Karena itu, pejabat eselon I, yang sudah lebih dari 5 tahun menduduki jabatan yang sama, harus dimutasi ke jabatan lain, atau diberhentikan.
Namun, ada juga yang mengaitkan pemecatan Jumhur dilakukan setelah dia bergabung dengan PDI-P.
Berdasarkan catatan pemberitaan Tribunnews.com, di tahun yang sama Jumhur mendirikan Aliansi Rakyat Merdeka (ARM) dan mendukung pemenangan PDI-P serta pencalonan Joko Widodo (Jokowi) sebagai calon Presiden pada Pemilu 2014.
Saat itu, Jumhur mengaku tidak ada kesepakatan khusus dengan parpol tersebut.
"Saya memilih PDIP atas kehendak sendiri, dan tidak ada deal apa-apa dengan PDI-P, ingat ini ya. Saya pokoknya itu dijalankan (Trisakti Bung Karno) sudah cukup," kata Jumhur usai menghadiri deklarasi ARM Yogyakarta mendukung pencapresan Jokowi di Nusantara Café, Jalan Nologaten, Sleman, DIY, Kamis (20/3/2014).
Menurut dia, pendirian ARM pada 8 Maret lalu dan pemilihan PDI-P dalam pemenangan Pemilu mendatang adalah murni atas kehendaknya sendiri.

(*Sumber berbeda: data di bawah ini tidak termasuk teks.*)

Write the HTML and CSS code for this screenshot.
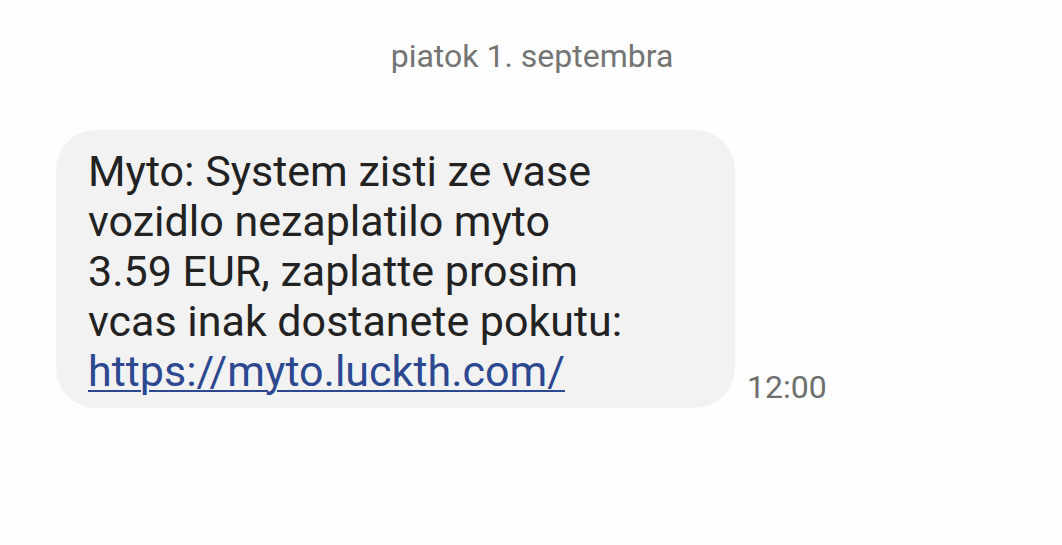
FILE: index.html
```html
<!DOCTYPE html>
<html lang="sk">
<head>
<meta charset="utf-8">
<link rel="stylesheet" href="styles.css">
</head>
<body>
<div class="screen">
  <div class="date">piatok 1. septembra</div>
  <div class="row">
    <div class="bubble">
      <p class="msg">Myto: System zisti ze vase<br>vozidlo nezaplatilo myto<br>3.59 EUR, zaplatte prosim<br>vcas inak dostanete pokutu:<br><a class="link" href="#">https://myto.luckth.com/</a></p>
    </div>
    <div class="time">12:00</div>
  </div>
</div>
</body>
</html>
```

FILE: styles.css
```css
html, body {
  margin: 0;
  padding: 0;
  background: #fefefe;
}
body {
  width: 1062px;
  height: 545px;
  overflow: hidden;
  font-family: Roboto, "Noto Sans", sans-serif;
}
.screen {
  display: flex;
  flex-direction: column;
  padding-top: 37px;
}
.date {
  text-align: center;
  font-size: 32px;
  line-height: 38px;
  color: #747474;
  padding-left: 2px;
}
.row {
  display: flex;
  align-items: flex-end;
  margin-top: 55px;
  padding-left: 56px;
}
.bubble {
  width: 679px;
  box-sizing: border-box;
  height: 278px;
  background: #f2f2f2;
  border-radius: 40px;
  padding: 16px 0 0 32px;
}
.msg {
  margin: 0;
  font-size: 43px;
  line-height: 50px;
  color: #222222;
}
.link {
  color: #2b4890;
  text-decoration: underline;
  text-decoration-thickness: 2px;
  text-underline-offset: 4px;
}
.time {
  margin-left: 12px;
  font-size: 32px;
  line-height: 38px;
  color: #6e6e6e;
  margin-bottom: 2px;
}
```
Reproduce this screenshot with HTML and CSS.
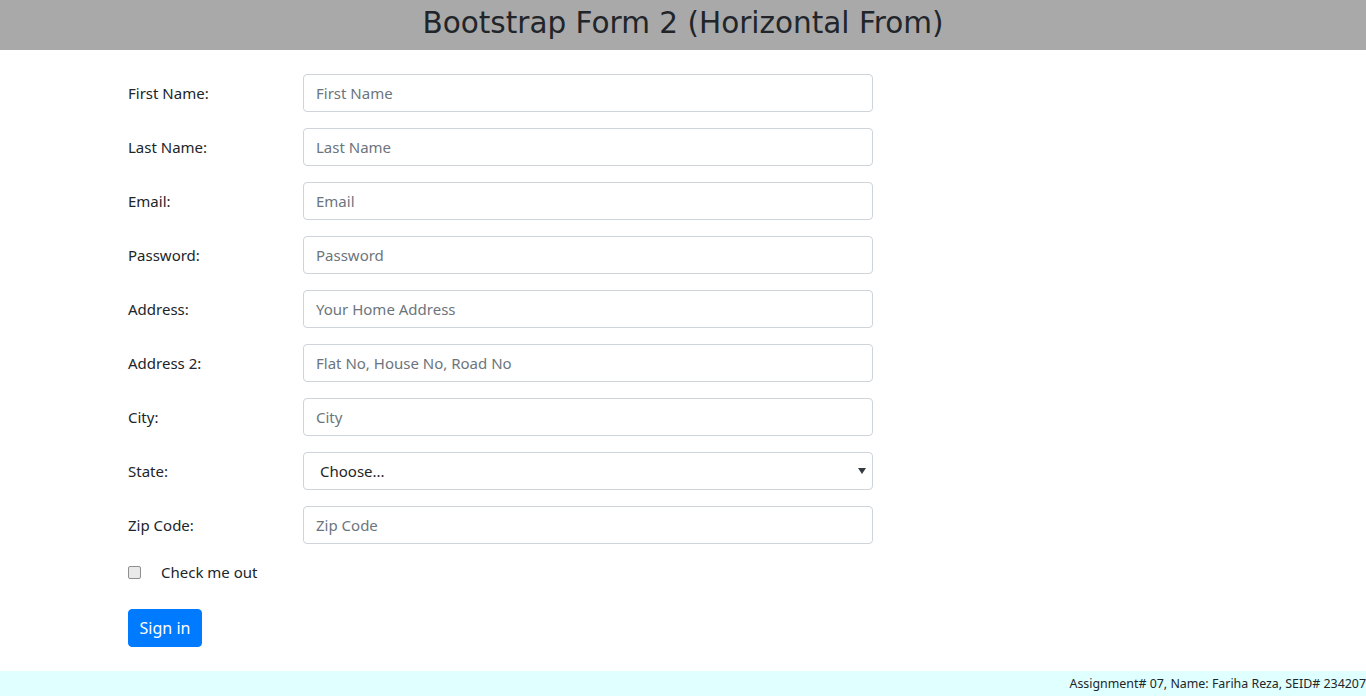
FILE: index.html
```html
<!DOCTYPE html>
<html>
<head>
<meta charset="utf-8">
<link rel="stylesheet" href="styles.css">
</head>
<body>
<header class="top"><h1 class="title">Bootstrap Form 2 (Horizontal From)</h1></header>
<main class="container">
  <form class="form">
    <div class="row"><label class="lbl">First Name:</label><input class="field" placeholder="First Name"></div>
    <div class="row"><label class="lbl">Last Name:</label><input class="field" placeholder="Last Name"></div>
    <div class="row"><label class="lbl">Email:</label><input class="field" placeholder="Email"></div>
    <div class="row"><label class="lbl">Password:</label><input class="field" type="password" placeholder="Password"></div>
    <div class="row"><label class="lbl">Address:</label><input class="field" placeholder="Your Home Address"></div>
    <div class="row"><label class="lbl">Address 2:</label><input class="field" placeholder="Flat No, House No, Road No"></div>
    <div class="row"><label class="lbl">City:</label><input class="field" placeholder="City"></div>
    <div class="row"><label class="lbl">State:</label>
      <div class="selwrap">
        <select class="field sel"><option>Choose...</option></select>
        <svg class="arrow" width="8" height="6" viewBox="0 0 8 6"><path d="M0 0H8L4 6Z" fill="#343a40"/></svg>
      </div>
    </div>
    <div class="row"><label class="lbl">Zip Code:</label><input class="field" placeholder="Zip Code"></div>
    <div class="check"><input type="checkbox" class="cb"><span class="cbl">Check me out</span></div>
    <button type="button" class="btn">Sign in</button>
  </form>
</main>
<footer class="foot">Assignment# 07, Name: Fariha Reza, SEID# 234207</footer>
</body>
</html>
```
FILE: styles.css
```css
* { box-sizing: border-box; }
html, body { margin: 0; padding: 0; }
body {
  font-family: "Noto Sans", "Open Sans", sans-serif;
  font-size: 15px;
  color: #212529;
  background: #fff;
}
.top {
  background: #a9a9a9;
  height: 50px;
  display: flex;
  align-items: center;
  justify-content: center;
  padding-bottom: 2px;
}
.title {
  margin: 0;
  font-family: "DejaVu Sans", Verdana, sans-serif;
  font-weight: normal;
  font-size: 29.5px;
  color: #212529;
  line-height: 1;
}
.container {
  padding: 24px 0 24px 128px;
}
.form { display: flex; flex-direction: column; }
.row {
  display: flex;
  align-items: center;
  height: 38px;
  margin-bottom: 16px;
}
.lbl { width: 175px; flex: none; }
.field {
  width: 570px;
  height: 38px;
  border: 1px solid #ced4da;
  border-radius: 4px;
  padding: 0 12px;
  font-family: inherit;
  font-size: 15px;
  color: #495057;
  background: #fff;
  outline: none;
}
.field::placeholder { color: #6c757d; opacity: 1; }
.selwrap { position: relative; width: 570px; height: 38px; }
.sel { appearance: none; -webkit-appearance: none; padding-left: 16px; color: #212529; }
.arrow { position: absolute; right: 7px; top: 16px; }
.check {
  display: flex;
  align-items: center;
  height: 24px;
}
.cb {
  appearance: none;
  -webkit-appearance: none;
  margin: 0;
  width: 13px;
  height: 13px;
  border: 1px solid #8f8f8f;
  border-radius: 2px;
  background: #e9e9e9;
}
.cbl { margin-left: 20px; }
.btn {
  margin-top: 25px;
  align-self: flex-start;
  width: 74px;
  height: 38px;
  border: 1px solid #007bff;
  background: #007bff;
  color: #fff;
  border-radius: 4px;
  font-family: inherit;
  font-size: 16px;
  padding: 0;
}
.foot {
  background: #e0ffff;
  height: 25px;
  line-height: 25px;
  text-align: right;
  font-size: 12.4px;
}
```
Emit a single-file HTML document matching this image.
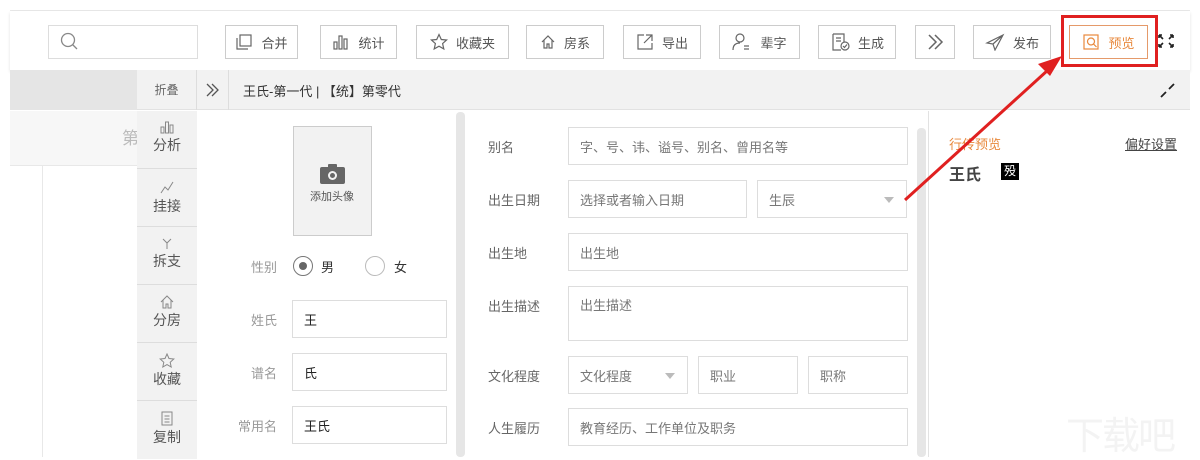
<!DOCTYPE html>
<html><head><meta charset="utf-8"><style>
*{box-sizing:border-box;margin:0;padding:0}
body{width:1200px;height:457px;overflow:hidden;background:#fff;font-family:"Liberation Sans","Noto Sans CJK SC",sans-serif;font-size:13px;color:#333;position:relative}
.a{position:absolute}
.btn{position:absolute;top:25px;height:34px;border:1px solid #ccc;background:#fff;color:#555;font-size:13px;display:flex;align-items:center;justify-content:center;gap:8px}
.btn svg{stroke:#666;fill:none;stroke-width:1.2}
.inp{position:absolute;border:1px solid #ddd;background:#fff;color:#777;font-size:13px;padding-left:11px;display:flex;align-items:center}
.lbl{position:absolute;color:#666;font-size:13px}
.side{position:absolute;left:137px;width:60px;height:58px;border-bottom:1px solid #ddd;text-align:center;color:#555;font-size:14px;background:#f2f2f2}
.side svg{display:block;margin:10px auto 1px;stroke:#888;fill:none}
</style></head><body>
<div class="a" style="left:10px;top:10px;width:1180px;height:1px;background:#e8e8e8"></div>
<div class="a" style="left:10px;top:11px;width:1180px;height:59px;background:#fff;box-shadow:0 2px 3px rgba(0,0,0,.12)"></div>
<div class="inp" style="left:48px;top:25px;width:150px;height:34px"><svg width="20" height="20"><circle cx="8" cy="8" r="6.5" stroke="#888" fill="none" stroke-width="1.3"/><line x1="12.5" y1="12.5" x2="17" y2="17" stroke="#888" stroke-width="1.3"/></svg></div>
<div class="btn" style="left:225px;width:73px"><svg width="18" height="18"><rect x="5" y="2" width="11" height="11"/><path d="M2 5v11h11"/></svg>合并</div>
<div class="btn" style="left:320px;width:77px"><svg width="18" height="18"><rect x="2" y="9" width="3" height="7"/><rect x="7" y="3" width="3" height="13"/><rect x="12" y="6" width="3" height="10"/></svg>统计</div>
<div class="btn" style="left:416px;width:93px"><svg width="18" height="18"><path d="M9 1.5l2.3 5 5.3.5-4 3.6 1.2 5.3L9 13.2 4.2 15.9l1.2-5.3-4-3.6 5.3-.5z"/></svg>收藏夹</div>
<div class="btn" style="left:526px;width:78px"><svg width="16" height="16"><path d="M2 8l6-6 6 6M4 6v8h3v-4h2v4h3V6"/></svg>房系</div>
<div class="btn" style="left:623px;width:78px"><svg width="18" height="18"><path d="M8 2H2v14h14v-6M10 2h6v6M16 2L8 10"/></svg>导出</div>
<div class="btn" style="left:719px;width:81px"><svg width="20" height="20"><circle cx="8" cy="6" r="4"/><path d="M1 18c0-5 3-7 7-7M12 14h5M12 17h5"/></svg>辈字</div>
<div class="btn" style="left:818px;width:78px"><svg width="20" height="20"><path d="M3 2h11v8M3 2v16h8M6 6h5M6 9h5"/><circle cx="15" cy="14" r="4"/><path d="M13 14l1.5 1.5 2.5-3"/></svg>生成</div>
<div class="btn" style="left:915px;width:40px"><svg width="20" height="20" style="stroke-width:1.5"><path d="M4 3l7 7-7 7M10 3l7 7-7 7"/></svg></div>
<div class="btn" style="left:973px;width:78px"><svg width="20" height="18"><path d="M18 2L2 10l6 1 2 6zM8 11l10-9"/></svg>发布</div>
<div class="a" style="left:1061px;top:15px;width:97px;height:52px;border:3px solid #e02020"></div>
<div class="btn" style="left:1069px;width:79px;border-color:#e59a6a;color:#e8893d"><svg width="18" height="18" style="stroke:#e8893d"><rect x="2" y="2" width="14" height="14"/><circle cx="9" cy="8.5" r="3.5"/><path d="M11.5 11l3 3"/></svg>预览</div>
<svg class="a" style="left:1157px;top:33px" width="18" height="16" stroke="#222" stroke-width="1.6" fill="none"><path d="M2 2l4 4M2 2h3M2 2v3M16 2l-4 4M16 2h-3M16 2v3M2 14l4-4M2 14h3M2 14v-3M16 14l-4-4M16 14h-3M16 14v-3"/></svg>
<!-- gray bar -->
<div class="a" style="left:10px;top:70px;width:1180px;height:40px;background:#f2f2f2;border-bottom:1px solid #e2e2e2"></div>
<div class="a" style="left:10px;top:70px;width:127px;height:40px;background:#e5e5e5"></div>
<div class="a" style="left:137px;top:70px;width:60px;height:40px;border-right:1px solid #ddd;color:#666;font-size:12px;text-align:center;line-height:40px">折叠</div>
<div class="a" style="left:197px;top:70px;width:32px;height:40px;border-right:1px solid #ddd"><svg width="32" height="40" stroke="#555" stroke-width="1.3" fill="none"><path d="M10 14l6 6-6 6M15 14l6 6-6 6"/></svg></div>
<div class="a" style="left:243px;top:81px;font-size:13px;color:#333">王氏-第一代 | 【统】第零代</div>
<svg class="a" style="left:1158px;top:82px" width="18" height="18" stroke="#222" stroke-width="1.8" fill="#222"><path d="M3 15l5-5M16 2l-5 5"/></svg>
<!-- left faded -->
<div class="a" style="left:10px;top:111px;width:127px;height:55px;background:#f7f7f7;border-bottom:1px solid #e8e8e8"></div>
<div class="a" style="left:122px;top:124px;font-size:17px;color:#bbb">第</div>
<div class="a" style="left:42px;top:166px;width:1px;height:291px;background:#e8e8e8"></div>
<!-- sidebar -->
<div class="side" style="top:111px"><svg width="14" height="13"><rect x="1" y="6" width="3" height="6"/><rect x="5.5" y="1" width="3" height="11"/><rect x="10" y="4" width="3" height="8"/></svg>分析</div>
<div class="side" style="top:169px"><svg width="16" height="16"><path d="M2 14l4-6 3 3 5-8"/></svg>挂接</div>
<div class="side" style="top:227px"><svg width="14" height="13"><path d="M3 2l4 4 4-4M7 6v6"/></svg>拆支</div>
<div class="side" style="top:285px"><svg width="14" height="14"><path d="M1 7l6-6 6 6M3 5v8h3V9h2v4h3V5"/></svg>分房</div>
<div class="side" style="top:343px"><svg width="16" height="15"><path d="M8 1l2 4.5 4.8.5-3.6 3.3 1 4.7L8 11.6 3.8 14l1-4.7L1.2 6l4.8-.5z"/></svg>收藏</div>
<div class="side" style="top:401px;border-bottom:none"><svg width="14" height="15"><rect x="2" y="1" width="10" height="13"/><path d="M4.5 5h5M4.5 8h5M4.5 11h5"/></svg>复制</div>
<!-- form left -->
<div class="a" style="left:293px;top:126px;width:79px;height:110px;background:#f2f2f2;border:1px solid #ccc"></div>
<svg class="a" style="left:320px;top:164px" width="26" height="20"><rect x="0" y="3" width="25" height="17" rx="2" fill="#666"/><rect x="8" y="0" width="9" height="5" rx="1" fill="#666"/><circle cx="12.5" cy="11.5" r="4.5" fill="#f2f2f2"/><circle cx="12.5" cy="11.5" r="2.5" fill="#666"/></svg>
<div class="a" style="left:310px;top:188px;font-size:11px;color:#555">添加头像</div>
<div class="lbl" style="left:251px;top:257px;color:#999">性别</div>
<div class="a" style="left:293px;top:256px;width:20px;height:20px;border:1px solid #777;border-radius:50%"><div style="margin:5px;width:8px;height:8px;border-radius:50%;background:#666"></div></div>
<div class="a" style="left:321px;top:257px;color:#333">男</div>
<div class="a" style="left:365px;top:256px;width:20px;height:20px;border:1px solid #bbb;border-radius:50%"></div>
<div class="a" style="left:394px;top:257px;color:#333">女</div>
<div class="lbl" style="left:251px;top:310px;color:#999">姓氏</div>
<div class="inp" style="left:292px;top:300px;width:155px;height:38px;color:#222">王</div>
<div class="lbl" style="left:251px;top:363px;color:#999">谱名</div>
<div class="inp" style="left:292px;top:353px;width:155px;height:38px;color:#222">氏</div>
<div class="lbl" style="left:238px;top:416px;color:#999">常用名</div>
<div class="inp" style="left:292px;top:406px;width:155px;height:38px;color:#222">王氏</div>
<div class="a" style="left:456px;top:112px;width:9px;height:345px;background:#e6e6e6;border-radius:4px"></div>
<!-- middle -->
<div class="lbl" style="left:488px;top:137px">别名</div>
<div class="inp" style="left:568px;top:127px;width:340px;height:38px">字、号、讳、谥号、别名、曾用名等</div>
<div class="lbl" style="left:488px;top:190px">出生日期</div>
<div class="inp" style="left:568px;top:180px;width:179px;height:38px">选择或者输入日期</div>
<div class="inp" style="left:757px;top:180px;width:150px;height:38px">生辰<span style="position:absolute;right:12px;top:16px;border:5px solid transparent;border-top:6px solid #bbb"></span></div>
<div class="lbl" style="left:488px;top:243px">出生地</div>
<div class="inp" style="left:568px;top:233px;width:340px;height:38px">出生地</div>
<div class="lbl" style="left:488px;top:296px">出生描述</div>
<div class="inp" style="left:568px;top:286px;width:340px;height:55px;align-items:flex-start;padding-top:8px">出生描述</div>
<div class="lbl" style="left:488px;top:366px">文化程度</div>
<div class="inp" style="left:568px;top:356px;width:120px;height:38px">文化程度<span style="position:absolute;right:12px;top:16px;border:5px solid transparent;border-top:6px solid #bbb"></span></div>
<div class="inp" style="left:698px;top:356px;width:100px;height:38px">职业</div>
<div class="inp" style="left:808px;top:356px;width:100px;height:38px">职称</div>
<div class="lbl" style="left:488px;top:418px">人生履历</div>
<div class="inp" style="left:568px;top:408px;width:340px;height:38px">教育经历、工作单位及职务</div>
<div class="a" style="left:917px;top:128px;width:9px;height:329px;background:#e6e6e6;border-radius:4px"></div>
<div class="a" style="left:928px;top:111px;width:1px;height:346px;background:#e2e2e2"></div>
<!-- right -->
<div class="a" style="left:949px;top:134px;color:#e8893d;font-size:13px">行传预览</div>
<div class="a" style="left:1125px;top:134px;color:#444;font-size:13px;text-decoration:underline">偏好设置</div>
<div class="a" style="left:949px;top:161px;font-size:16px;font-weight:bold;color:#444">王氏</div>
<div class="a" style="left:1001px;top:163px;width:18px;height:17px;background:#000;color:#fff;font-size:12px;text-align:center;line-height:17px">殁</div>
<div class="a" style="left:1066px;top:405px;font-size:38px;color:#f3f3f3;letter-spacing:-2px">下载吧</div>
<!-- arrow -->
<svg class="a" style="left:0;top:0" width="1200" height="457"><line x1="905" y1="200" x2="1048" y2="70" stroke="#e02020" stroke-width="3"/><path d="M1062 56l-24 8 12 12z" fill="#e02020"/></svg>
</body></html>
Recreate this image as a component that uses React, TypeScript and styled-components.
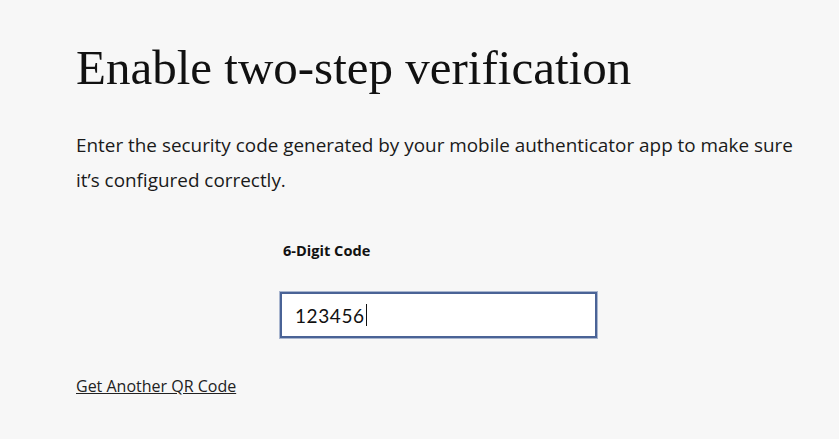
import React from "react";
import styled, { createGlobalStyle } from "styled-components";

const Global = createGlobalStyle`
  html, body { margin: 0; padding: 0; background: #f7f7f7; }
  body { font-family: "Open Sans", "Noto Sans", sans-serif; color: #111; }
`;

const Page = styled.main`
  padding: 36px 38px 0 76px;
  display: flex;
  flex-direction: column;
`;

const Heading = styled.h1`
  margin: 0;
  font-family: "Liberation Serif", "DejaVu Serif", serif;
  font-weight: 400;
  font-size: 49px;
  line-height: 64px;
  color: #111;
`;

const Intro = styled.p`
  margin: 28px 0 0;
  font-size: 18.9px;
  line-height: 35px;
  color: #1a1a1a;
`;

const Form = styled.div`
  align-self: center;
  width: 317px;
  margin-top: 42px;
  display: flex;
  flex-direction: column;
`;

const Label = styled.label`
  padding-left: 3px;
  font-size: 14.6px;
  font-weight: 700;
  color: #111;
`;

const Field = styled.div`
  margin-top: 32px;
  height: 46px;
  box-sizing: border-box;
  background: #fff;
  border: 2px solid #4a6396;
  box-shadow: 0 0 0 1px #a9b6cf;
  display: flex;
  align-items: center;
  padding-left: 13px;
  font-family: "Lato", "Open Sans", sans-serif;
  font-size: 19px;
  letter-spacing: 0.6px;
  color: #111;
`;

const Caret = styled.span`
  display: inline-block;
  width: 1px;
  height: 22px;
  background: #111;
  margin-left: 1px;
`;

const Link = styled.a`
  margin-top: 37px;
  align-self: flex-start;
  font-size: 16px;
  color: #222;
  text-decoration: underline;
`;

export default function App() {
  return (
    <>
      <Global />
      <Page>
        <Heading>Enable two-step verification</Heading>
        <Intro>
          Enter the security code generated by your mobile authenticator app to make sure
          it’s configured correctly.
        </Intro>
        <Form>
          <Label>6-Digit Code</Label>
          <Field>
            123456
            <Caret />
          </Field>
        </Form>
        <Link href="#">Get Another QR Code</Link>
      </Page>
    </>
  );
}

Ia juga menolak bahwa bergabungnya dirinya itu karena kekecewaannya atas ditolaknya sebagai peserta Konvensi Capres Partai Demokrat, serta dipecatnya dari jabatan Kepala (BNP2TKI)11 Maret lalu.
"Saya adalah civil society menjabat sebagai Kepala BNPTKI dan saya terima kasih memeroleh pengalaman di situ. Namun saya harus punya orientasi politik, ya seperti Trisakti Bung Karno. Maka saya melihat waktu itu ada kesempatan untuk konvensi, kalau saya ada di situ pasti bisa ikut. Tapi saya tidak diajak," ucapnya.
Padahal, lanjutnya, setiap warga negara memiliki hak untuk bergabung dalam konvensi capres tersebut.
Namun, ia justru mengaku tidak diberikan kesempatan untuk berkompetisi menuangkan gagasan-gagasan demi kemajuan bangsa.
"Setiap warga negara punya hak. Bukannya kecewa. Saya tidak boleh ikut artinya ya saya boleh ke mana saja," ujar dia.
Anton Permana diketahui sebagai salah satu deklator Koalisi Aksi Menyelamatkan Indonesia (KAMI).
Ia tercatat sebagai pengamat sosial politik, dan Alumni PPRA Lemhannas RI Tahun 2018.
Anton Permana diketahui pernah menjadi Pengurus Daerah Forum Komunikasi Putra-Putri Purnawirawan dan Putra-Putri TNI-Polri di Provinsi Kepulauan Riau.
Tidak banyak informasi soal Anton Permana termasuk rekam jejaknya.